Si la crise syrienne peut nous fournir un enseignement, c’est bien que désormais, la Russie de Poutine a clairement recouvré l’initiative diplomatique. Elle dicte le tempo, face à des Etats-Unis qui n’ont plus les moyens d’intervenir directement, et à une Union Européenne qui ne sait être forte que face aux plus faibles. Le plus consternant, c’est que ce sont ces derniers qui ont fourni à Poutine l’occasion de réaliser ses rêves de grandeur retrouvée, par leur grossièreté, leur suffisance et leur insouciance. Leur court-termisme les a conduits à commettre avec Moscou la même erreur qu’avec Beijing : sous-estimer les gens qui ont un plan.
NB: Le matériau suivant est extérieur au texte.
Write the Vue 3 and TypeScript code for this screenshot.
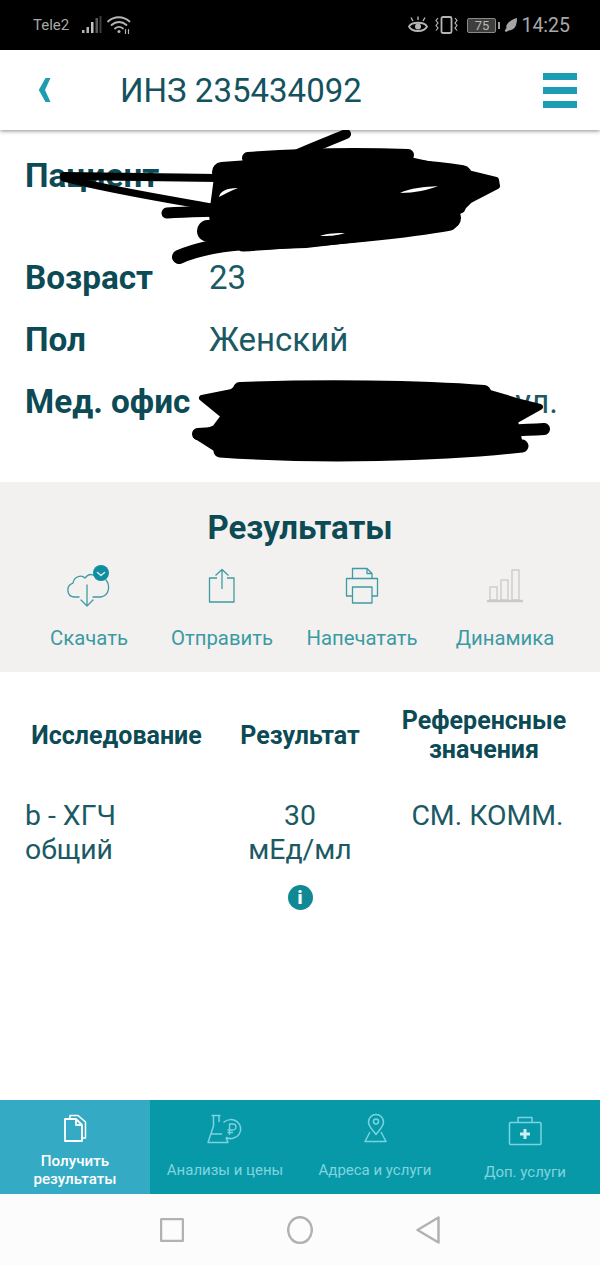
<script setup lang="ts">
interface Row { label: string; value: string; tall?: boolean; right?: boolean }
const rows: Row[] = [
  { label: 'Пациент', value: '', tall: true },
  { label: 'Возраст', value: '23' },
  { label: 'Пол', value: 'Женский' },
  { label: 'Мед. офис', value: 'ул.', tall: true, right: true },
]
</script>

<template>
  <div class="page">
    <div class="status">
      <span class="carrier">Tele2</span>
      <svg class="signal" width="20" height="18" viewBox="0 0 20 18">
        <rect x="0" y="14" width="2.5" height="3" fill="#b5b5b5" />
        <rect x="4.5" y="11" width="2.5" height="6" fill="#b5b5b5" />
        <rect x="9" y="6" width="2.5" height="11" fill="#c4c4c4" />
        <rect x="13.5" y="2" width="2.5" height="15" fill="#5a5a5a" />
        <rect x="17.5" y="0" width="2" height="17" fill="#3c3c3c" />
      </svg>
      <svg class="wifi" width="24" height="20" viewBox="0 0 24 20" fill="none" stroke="#b5b5b5" stroke-width="1.8" stroke-linecap="round">
        <path d="M1 6.500C7 .8 16.500 .8 22.500 6.500" />
        <path d="M4.500 10C9 6 15 6 19.500 10" />
        <path d="M8 13.500C10.500 11.500 13.500 11.500 16 13.500" />
        <circle cx="12" cy="16.500" r="1.500" fill="#b5b5b5" stroke="none" />
        <path d="M18.500 14.500v4M21.500 14.500v4" stroke-width="1.200" />
      </svg>
      <div class="status-right">
        <svg width="20" height="18" viewBox="0 0 20 18" fill="none" stroke="#b5b5b5" stroke-width="1.800">
          <path d="M1 10.500C4 5.500 16 5.500 19 10.500C16 16.500 4 16.500 1 10.500Z" />
          <circle cx="10" cy="10.500" r="3" fill="#b5b5b5" stroke="none" />
          <path d="M3 1.500L5 5M10 .5V4M17 1.500L15 5" stroke-width="1.400" />
        </svg>
        <svg class="vibrate" width="23" height="18" viewBox="0 0 23 18" fill="none" stroke="#b5b5b5" stroke-width="1.500">
          <rect x="6.500" y="1" width="10" height="16" rx="1.500" stroke-width="1.800" />
          <path d="M3 2L1 4.500L3 7L1 9.500L3 12L1 14.500M20 2L22 4.500L20 7L22 9.500L20 12L22 14.500" stroke-width="1.200" />
        </svg>
        <div class="battery"><span>75</span></div>
        <i class="nub"></i>
        <svg class="leaf" width="13" height="14" viewBox="0 0 13 14">
          <path d="M13 0C13 7 11 12 5 12.500L2 14L.8 13C1.500 11 2 10.500 2.500 10C1 6 7 1.500 13 0Z" fill="#a5a5a5" />
        </svg>
        <span class="time">14:25</span>
      </div>
    </div>

    <header class="topbar">
      <svg class="back" width="13" height="26" viewBox="0 0 13 26">
        <path d="M7.500 1H12.500L7 13L12.500 25H7.500L.8 13Z" fill="#1e9db0" />
      </svg>
      <h1 class="title">ИНЗ 235434092</h1>
      <div class="burger"><i></i><i></i><i></i></div>
    </header>

    <section class="info">
      <div v-for="row in rows" :key="row.label" class="row" :class="{ tall: row.tall }">
        <div class="label">{{ row.label }}</div>
        <div class="value" :class="{ right: row.right }">{{ row.value }}</div>
      </div>
      <svg class="scribble" width="600" height="352" viewBox="0 130 600 352">
        <g fill="none" stroke="#000" stroke-linejoin="round" stroke-linecap="round">
          <path fill="#000" stroke-width="6" d="M218 170L300 158L400 158L455 170L496 180L497 186L470 200L458 212L445 224L383 236L306 245L245 247L215 240L212 215Z" />
          <path stroke-width="10" d="M346 134C325 143 305 150 285 160" />
          <path stroke-width="12" d="M248 158C300 154 360 153 408 155" />
          <path stroke-width="20" d="M222 172C300 165 400 165 462 175" />
          <path stroke-width="11" d="M167 213C240 208 360 212 460 208" />
          <path stroke-width="22" d="M208 231C290 225 380 225 450 218" />
          <path stroke-width="13" d="M243 245C320 240 400 233 450 224" />
          <path stroke-width="14" d="M179 257C195 250 215 245 245 243" />
          <path stroke-width="8" d="M64 176L218 178" />
          <path stroke-width="7" d="M64 178C110 190 160 198 212 207" />
        </g>
        <g fill="none" stroke="#000" stroke-linejoin="round" stroke-linecap="round">
          <path fill="#000" stroke-width="6" d="M240 386L480 390L520 402L540 407L515 421L520 445L400 455L250 456L218 450L196 436L215 428L224 416L202 398L232 392Z" />
          <path stroke-width="14" d="M240 389C320 386 420 387 484 392" />
          <path stroke-width="12" d="M198 434C300 428 450 435 544 429" />
          <path stroke-width="13" d="M220 451C320 458 440 455 522 446" />
        </g>
        <path fill="#fff" d="M400 193C410 188 425 187 438 186C428 190 415 193 400 193ZM320 236C328 233 338 233 345 233C336 236 328 236 320 236ZM219 197C220 192 225 188 238 188C230 191 225 194 219 197Z" />
      </svg>
    </section>

    <section class="results">
      <h2 class="results-title">Результаты</h2>
      <div class="actions">
        <div class="action">
          <svg class="action-icon" viewBox="65 565 48 44" fill="none" stroke="#3f9ba3" stroke-width="1.300" stroke-linecap="round" stroke-linejoin="round">
            <path d="M79 597H74C66 596 66 585 73 583C74 577 81 574 85 578C88 574 92 574 95 576M106 580C110 585 110 595 101 597H93" />
            <path d="M87 585V606M81 600L87 606L93 600" />
            <circle cx="101" cy="573" r="8" fill="#0f8ea0" stroke="none" />
            <path d="M97.500 572.500L101 575.500L104.500 572.500" stroke="#d6eef1" stroke-width="1.500" />
          </svg>
          <span>Скачать</span>
        </div>
        <div class="action">
          <svg class="action-icon" viewBox="198 565 48 44" fill="none" stroke="#3f9ba3" stroke-width="1.300" stroke-linejoin="round">
            <path d="M217 578H209.500V602H234V578H227" />
            <path d="M222 570V589M215.500 575.500L222 569.500L228.500 575.500" />
          </svg>
          <span>Отправить</span>
        </div>
        <div class="action">
          <svg class="action-icon" viewBox="338 565 48 44" fill="none" stroke="#3f9ba3" stroke-width="1.300" stroke-linejoin="round">
            <path d="M352.500 578V568.500H367L372 573.500V578" />
            <path d="M367 568.500V573.500H372" />
            <path d="M352.500 596H346.500V578.500H377.500V596H372" />
            <rect x="352.500" y="587" width="19.500" height="16" />
          </svg>
          <span>Напечатать</span>
        </div>
        <div class="action">
          <svg class="action-icon" viewBox="481 565 48 44" fill="none" stroke="#c9c9c9" stroke-width="1.300">
            <rect x="490" y="587" width="7" height="13" />
            <rect x="501" y="580" width="7" height="20" />
            <rect x="512" y="570" width="7" height="30" />
            <path d="M487 601H523" stroke-width="2.500" />
          </svg>
          <span>Динамика</span>
        </div>
      </div>
    </section>

    <section class="table">
      <div class="head first">Исследование</div>
      <div class="head">Результат</div>
      <div class="head third">Референсные<br />значения</div>
      <div class="cell study">b - ХГЧ<br />общий</div>
      <div class="cell center">
        30<br />мЕд/мл
        <span class="info-dot">i</span>
      </div>
      <div class="cell center last">СМ. КОММ.</div>
    </section>

    <div class="spacer"></div>

    <nav class="tabs">
      <div class="tab active">
        <svg class="tab-icon" viewBox="0 1100 150 46" fill="none" stroke="#fff" stroke-width="1.800" stroke-linejoin="round">
          <path d="M71 1119H76L82 1125V1141H65V1119H71M76 1119V1125H82" />
          <path d="M70 1119V1115.500H78L85.500 1122V1138H82" stroke-width="1.500" />
        </svg>
        <div class="tab-label">Получить<br />результаты</div>
      </div>
      <div class="tab">
        <svg class="tab-icon" viewBox="150 1100 150 46" fill="none" stroke="#79d3e0" stroke-width="1.500" stroke-linejoin="round">
          <path d="M211.500 1115.500H220.500M213.500 1115.500V1126L208 1142.500H228L226 1137.500M219 1115.500V1122" />
          <path d="M211 1134H222" />
          <path d="M223.500 1122.500A10 9.500 0 1 1 226 1137.500" />
          <path d="M229.500 1135V1124H233A2.800 2.800 0 0 1 233 1130H227.500M227.500 1132.500H233" stroke-width="1.400" />
        </svg>
        <div class="tab-label">Анализы и цены</div>
      </div>
      <div class="tab">
        <svg class="tab-icon" viewBox="300 1100 150 46" fill="none" stroke="#79d3e0" stroke-width="1.500" stroke-linejoin="round">
          <path d="M376 1134.500C372 1129 368.500 1126.500 368.500 1122A7.500 7.500 0 0 1 383.500 1122C383.500 1126.500 380 1129 376 1134.500Z" />
          <circle cx="376" cy="1121.500" r="2.500" />
          <path d="M370 1132L365 1141.500H386L381 1132" />
        </svg>
        <div class="tab-label">Адреса и услуги</div>
      </div>
      <div class="tab">
        <svg class="tab-icon" viewBox="450 1100 150 46" fill="none" stroke="#79d3e0" stroke-width="1.500" stroke-linejoin="round">
          <rect x="509.500" y="1122.500" width="31.500" height="22" rx="1" />
          <path d="M518 1122V1117.500H532V1122" />
          <path d="M525 1129V1139M520 1134H530" stroke="#cdeff3" stroke-width="3" />
        </svg>
        <div class="tab-label low">Доп. услуги</div>
      </div>
    </nav>

    <div class="sysnav">
      <svg width="24" height="24" viewBox="0 0 24 24"><rect x="1" y="1" width="22" height="22" rx="1.500" fill="none" stroke="#b2b2b2" stroke-width="2.500" /></svg>
      <svg width="26" height="28" viewBox="0 0 26 28"><ellipse cx="13" cy="14" rx="11.800" ry="12.800" fill="none" stroke="#b2b2b2" stroke-width="2.500" /></svg>
      <svg width="24" height="28" viewBox="0 0 24 28"><path d="M22.500 1.500V26.500L1.500 14Z" fill="none" stroke="#b2b2b2" stroke-width="2.500" stroke-linejoin="round" /></svg>
    </div>
  </div>
</template>

<style scoped>
.page {
  width: 600px;
  height: 1265px;
  display: flex;
  flex-direction: column;
  background: #fff;
  font-family: Roboto, "Liberation Sans", sans-serif;
  color: #0d4f5a;
  overflow: hidden;
}
.status {
  height: 50px;
  flex: none;
  background: #000;
  display: flex;
  align-items: center;
  padding: 0 30px 0 33px;
  color: #a8a8a8;
}
.carrier { font-size: 15px; }
.signal { margin-left: 13px; }
.wifi { margin-left: 5px; }
.status-right { margin-left: auto; display: flex; align-items: center; }
.vibrate { margin-left: 7px; }
.battery {
  margin-left: 9px;
  width: 29px;
  height: 15px;
  background: #3e3e3e;
  border: 1px solid #8a8a8a;
  border-radius: 2px;
  box-sizing: border-box;
  display: flex;
  align-items: center;
  justify-content: center;
  font-size: 13px;
  color: #b8b8b8;
}
.nub { width: 2px; height: 7px; background: #a0a0a0; margin-left: 2px; }
.leaf { margin-left: 4px; }
.time { font-size: 19.500px; margin-left: 4px; color: #a8a8a8; }

.topbar {
  height: 80px;
  flex: none;
  display: flex;
  align-items: center;
  box-sizing: border-box;
  padding: 0 23px 0 38px;
  background: #fff;
  box-shadow: 0 1px 4px rgba(0, 0, 0, 0.45);
  position: relative;
  z-index: 1;
}
.back { margin-top: -1px; }
.title {
  margin: 1px 0 0 69px;
  font-size: 33px;
  font-weight: 400;
  color: #14535e;
}
.burger {
  margin-left: auto;
  width: 34px;
  display: flex;
  flex-direction: column;
  gap: 7px;
}
.burger i { display: block; height: 7px; background: #1d9db3; }

.info {
  position: relative;
  height: 352px;
  flex: none;
  box-sizing: border-box;
  padding: 26px 0 0 25px;
  display: flex;
  flex-direction: column;
  gap: 22px;
}
.row {
  display: grid;
  grid-template-columns: 184px 349px;
  line-height: 40px;
  font-size: 33px;
  height: 40px;
}
.row.tall { height: 80px; }
.label { font-weight: 700; font-size: 33.300px; color: #0c4a55; white-space: nowrap; }
.value { color: #1b5a64; }
.value.right { text-align: right; }
.scribble { position: absolute; left: 0; top: 0; }

.results {
  height: 190px;
  flex: none;
  box-sizing: border-box;
  padding-top: 26px;
  background: #f2f1f0;
}
.results-title {
  margin: 0;
  text-align: center;
  font-size: 33px;
  line-height: 40px;
  font-weight: 700;
  color: #0c4a55;
}
.actions {
  margin-top: 17px;
  padding-left: 30px;
  display: grid;
  grid-template-columns: 118px 148px 132px 154px;
}
.action {
  display: flex;
  flex-direction: column;
  align-items: center;
  font-size: 20.300px;
  line-height: 24px;
  color: #3b9aa2;
  white-space: nowrap;
}
.action-icon { width: 48px; height: 44px; display: block; margin-bottom: 17px; }

.table {
  flex: none;
  padding: 34px 0 0 25px;
  display: grid;
  grid-template-columns: 205px 140px 235px;
  row-gap: 35px;
  align-items: center;
}
.head {
  font-size: 25px;
  line-height: 29px;
  font-weight: 700;
  text-align: center;
  color: #0c4a55;
  white-space: nowrap;
}
.head.first { padding-right: 22px; }
.head.third { padding-right: 7px; }
.cell {
  align-self: start;
  font-size: 28.400px;
  line-height: 34px;
  color: #1b5a64;
  white-space: nowrap;
}
.center { text-align: center; }
.info-dot {
  display: block;
  width: 25px;
  height: 25px;
  margin: 18px auto 0;
  border-radius: 50%;
  background: #0f8a94;
  color: #fff;
  font-size: 18px;
  line-height: 25px;
  font-weight: 900;
}

.spacer { flex: 1; }

.tabs {
  height: 94px;
  flex: none;
  display: grid;
  grid-template-columns: repeat(4, 150px);
  background: #0899a8;
}
.tab { display: flex; flex-direction: column; }
.tab.active { background: #35aac4; }
.tab-icon { width: 150px; height: 46px; display: block; flex: none; }
.tab-label {
  height: 48px;
  display: flex;
  align-items: center;
  justify-content: center;
  text-align: center;
  font-size: 15px;
  line-height: 18px;
  color: #80d4df;
}
.tab-label.low { padding-top: 4px; height: 44px; }
.active .tab-label { color: #fff; font-weight: 500; font-size: 15.200px; }

.sysnav {
  height: 71px;
  flex: none;
  box-sizing: border-box;
  background: #fcfcfc;
  display: flex;
  align-items: center;
  justify-content: center;
  gap: 103px;
}
</style>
Est-ce à dire que Poutine, désormais aux commandes diplomatiques, commettra la même erreur que Staline ? Voire. Car nulle idéologie chez Vladimir Poutine, hormis sa propre volonté de puissance – on peut même parler d’un cas chimiquement pur. Au-delà de ce que l’on peut savoir de la nature de son régime et de sa diplomatie, il faut reconnaître que l’animal sait se montrer prudent et modéré lorsqu’il le faut. En témoigne l’attitude de Moscou au lendemain de l’assassinat de l’ambassadeur A. Karlov : Il n’a pas été besoin de hausser le ton – Ankara sait très bien ce qui l’attend. Pour l’heure, Poutine consolide ses gains, bien heureux d’avoir ravi ce pays à l’OTAN. La Turquie paiera - plus tard, comme et quand il plaira à Vladimir Vladimirovitch.
Combien de temps faudra-il alors aux Occidentaux pour comprendre que ce sont leurs propres errements qui ont conduit Poutine au sommet de l’Olympe ? Et pour comprendre que plus ils se laisseront prendre au piège de leur propre propagande, plus ils voudront « contenir » la Russie, plus ils lui fourniront les moyens de son expansion ?
Je serai alors ravi que mon métier se montre enfin de quelque utilité.
[1] F. Furet, in N. BERNARD, La guerre germano-soviétique, 1941-1945, Taillandier, 2013.
[2] E. Husson, in N. BERNARD, op.cit.